Every Friday on Shabbat I bring home a beautiful golden brown braided challah from my daughter's pre-school at Temple Emanu-El in Westfield. Typically we rip it apart in the car ride home because it is so incredibly sweet and fresh. Hello my name is Lauren and I am a carboholic. It is odd for me to even be writing about bread items that go stale because they usually don't make it to that point. But this challah is tremendous and I find that while we devour it on Chestnut St and nosh on it over the weekend, by mid-week it is stale and tossed. But this week I have a different plan.

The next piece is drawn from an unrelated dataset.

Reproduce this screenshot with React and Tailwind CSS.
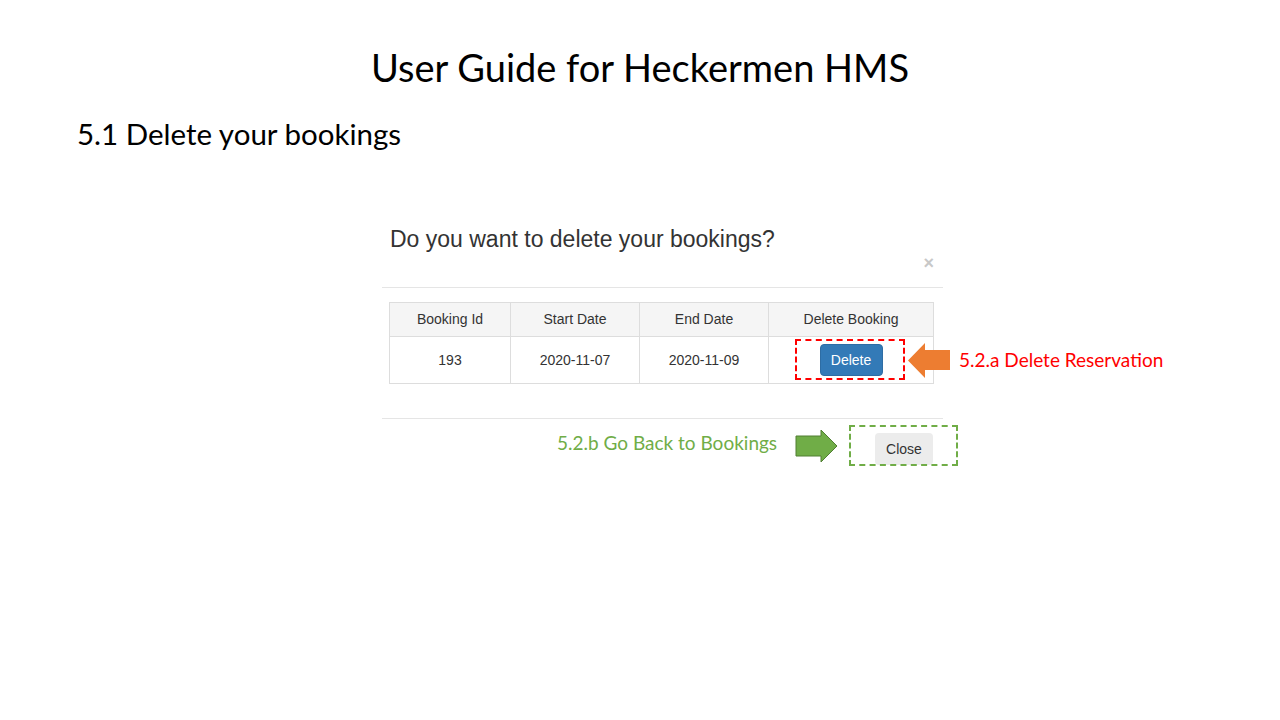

It turns out that stale challah makes the best french toast. The French call it "pain perdu" or "lost bread" -- bread that would be tossed because it is no longer fresh. Perfect! How timely, considering that the season premiere of LOST - which is full of questionable coincidences - is Tuesday night. Just when the challah starts to get a little stiff after 5 days...coincidence? I think not! Maybe this is what that lunatic French woman Danielle was ranting about in her radio transmission from the island?
Well my friends, the loss of fresh challah is the gain to french toast lovers everywhere. Parfait!
Lightly beat eggs with milk and mix in cinnamon, lemon zest and juice and a pinch of kosher salt. Soak sliced challah well and add to a frying pan with melted sweet butter. Stale slices will absorb less of the milk/egg mixture and fry better so the less fresh the better (to a point!) When golden brown flip and cook other side until it resembles a Denny's ad. You are ready to add syrup, fresh fruit or confectioner's sugar and chow down.
It is God's will...or Locke's will...or Jack's will... whatever, will you please pass the Aunt Jemima?